Henry Lawson (1774–1855) was an English astronomer, member of the Royal Astronomical Society, the Royal Society, and the British Meteorological Society, as well as an inventor, designer, science educator, and philanthropist. He observed an occultation of Saturn on 8 May 1832, Johann Gottfried Galle's first comet in December 1839 and January 1840, and recorded the falling stars of 12–13 November 1841. He claimed to have been related to Catherine Parr.

==Life==
He was the second son of Johnson Lawson, dean of Battle, Sussex, and Elizabeth, daughter of Henry Wright of Bath, Somerset, he was born at Greenwich on 23 March 1774. He was a pupil of Charles Burney, and then entered as an apprentice the optical establishment of his stepfather Edward Nairne of Cornhill. Subsequently, he did not go into in business, but concentrated on scientific study. He had been apprenticed through and, like Nairne, became a Freeman of the Worshipful Company of Spectacle Makers. He became Master of the Company in 1803-04 and 1822–23. He was responsible for redesigning the company's unofficial arms in 1810, incorporating scientific instruments as well as spectacles.

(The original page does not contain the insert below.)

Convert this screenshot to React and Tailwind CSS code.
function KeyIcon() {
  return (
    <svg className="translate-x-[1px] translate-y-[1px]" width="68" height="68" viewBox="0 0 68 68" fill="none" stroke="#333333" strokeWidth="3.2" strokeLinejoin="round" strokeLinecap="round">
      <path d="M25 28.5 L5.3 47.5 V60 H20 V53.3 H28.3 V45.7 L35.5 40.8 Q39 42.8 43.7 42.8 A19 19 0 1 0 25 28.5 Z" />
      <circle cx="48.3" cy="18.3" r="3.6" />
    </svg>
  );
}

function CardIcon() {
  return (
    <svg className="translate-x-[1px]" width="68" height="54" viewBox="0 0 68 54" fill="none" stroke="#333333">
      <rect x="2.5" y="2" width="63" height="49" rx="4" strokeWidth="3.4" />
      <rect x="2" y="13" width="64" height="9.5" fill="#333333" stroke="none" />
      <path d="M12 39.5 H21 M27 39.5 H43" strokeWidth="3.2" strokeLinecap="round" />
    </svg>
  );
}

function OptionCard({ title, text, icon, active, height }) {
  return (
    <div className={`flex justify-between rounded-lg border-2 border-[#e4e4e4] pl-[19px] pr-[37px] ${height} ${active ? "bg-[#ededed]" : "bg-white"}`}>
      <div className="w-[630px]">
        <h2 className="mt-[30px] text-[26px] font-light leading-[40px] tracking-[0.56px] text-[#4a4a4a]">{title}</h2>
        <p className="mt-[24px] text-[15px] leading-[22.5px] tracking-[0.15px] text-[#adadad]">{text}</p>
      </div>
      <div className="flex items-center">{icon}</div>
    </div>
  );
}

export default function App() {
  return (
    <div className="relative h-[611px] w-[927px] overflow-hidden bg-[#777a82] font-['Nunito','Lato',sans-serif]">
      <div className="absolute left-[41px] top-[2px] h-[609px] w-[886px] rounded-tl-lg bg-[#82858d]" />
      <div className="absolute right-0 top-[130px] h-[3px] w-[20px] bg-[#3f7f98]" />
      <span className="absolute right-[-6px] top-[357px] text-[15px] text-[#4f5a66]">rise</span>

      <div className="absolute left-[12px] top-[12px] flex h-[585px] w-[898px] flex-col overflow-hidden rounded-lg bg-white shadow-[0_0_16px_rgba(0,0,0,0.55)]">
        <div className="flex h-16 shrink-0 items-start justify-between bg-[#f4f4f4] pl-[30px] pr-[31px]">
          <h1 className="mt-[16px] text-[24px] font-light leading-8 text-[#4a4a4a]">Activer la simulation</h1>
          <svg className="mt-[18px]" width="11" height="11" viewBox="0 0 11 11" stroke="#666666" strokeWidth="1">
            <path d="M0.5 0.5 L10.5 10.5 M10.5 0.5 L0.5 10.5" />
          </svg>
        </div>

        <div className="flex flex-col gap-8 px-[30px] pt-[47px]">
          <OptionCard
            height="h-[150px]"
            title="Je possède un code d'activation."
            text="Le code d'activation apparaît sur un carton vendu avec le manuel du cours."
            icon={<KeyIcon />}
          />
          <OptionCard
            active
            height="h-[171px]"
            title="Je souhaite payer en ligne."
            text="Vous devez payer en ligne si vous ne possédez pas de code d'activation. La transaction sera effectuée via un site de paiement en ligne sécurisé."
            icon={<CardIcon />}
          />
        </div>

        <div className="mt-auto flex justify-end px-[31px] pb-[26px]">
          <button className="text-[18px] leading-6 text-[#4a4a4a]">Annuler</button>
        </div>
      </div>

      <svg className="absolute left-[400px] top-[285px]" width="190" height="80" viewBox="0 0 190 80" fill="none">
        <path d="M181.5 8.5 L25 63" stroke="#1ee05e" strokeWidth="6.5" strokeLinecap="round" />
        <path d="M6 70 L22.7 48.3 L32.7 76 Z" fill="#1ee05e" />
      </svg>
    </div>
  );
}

Living in Hereford after his 1823 marriage, he equipped an observatory with a five-foot refractor in 1826, and with one of eleven feet in 1834, made by George Dollond. A relative having left him a fortune, he moved to Bath in 1841, and mounted his instruments on the roof of his house at No. 7 Lansdown Crescent.

Lawson devoted time to promoting science for young people, and dispensing charity. He died at Bath in his eighty-second year, a few weeks after his wife, on 22 August 1855, and was buried at Weston.

==Legacy==
The last of his line of the family, Lawson bequeathed to Agnes Strickland relics of his supposed ancestress Catherine Parr. His large fortune was divided by will among 139 persons, and some charitable institutions. Lawson became a member of the Royal Astronomical Society in 1833, of the Royal Society in 1840, and of the British Meteorological Society in 1850, and left money to each of those bodies.

Lawson had offered in December 1851 his astronomical apparatus, with 1000 guineas, to the town of Nottingham, on condition of money enough being raised to build and endow an observatory. The plan failed after disputes about the valuation of the instruments. His eleven-foot telescope was later presented to the Royal Hospital School at Greenwich, the five-foot to William Garrow Lettsom, and his meteorological appliances to Edward Joseph Lowe.

==Works==
Lawson observed an occultation of Saturn on 8 May 1832, Johann Gottfried Galle's first comet in December 1839 and January 1840, and recorded the falling stars of 12–13 November 1841. He published in 1844 a paper On the Arrangement of an Observatory for Practical Astronomy and Meteorology, and in 1847 a brief History of the New Planets.

The Society of Arts, of which he was a member, voted Lawson a silver medal for the invention of an observing-chair called "Reclinea", and awarded him a prize for a new thermometer-stand, described before the British Association in 1845. He made communications to the British Association in 1846 and 1847 on solar telescopic work, and published in 1853 accounts of his designs for a "lifting apparatus" for invalids, and of a "surgical transferrer".

==Family==
Lawson lived with his mother until her death in 1823, when he married Amelia, daughter of Thomas Jennings, vicar of St. Peter's, Hereford.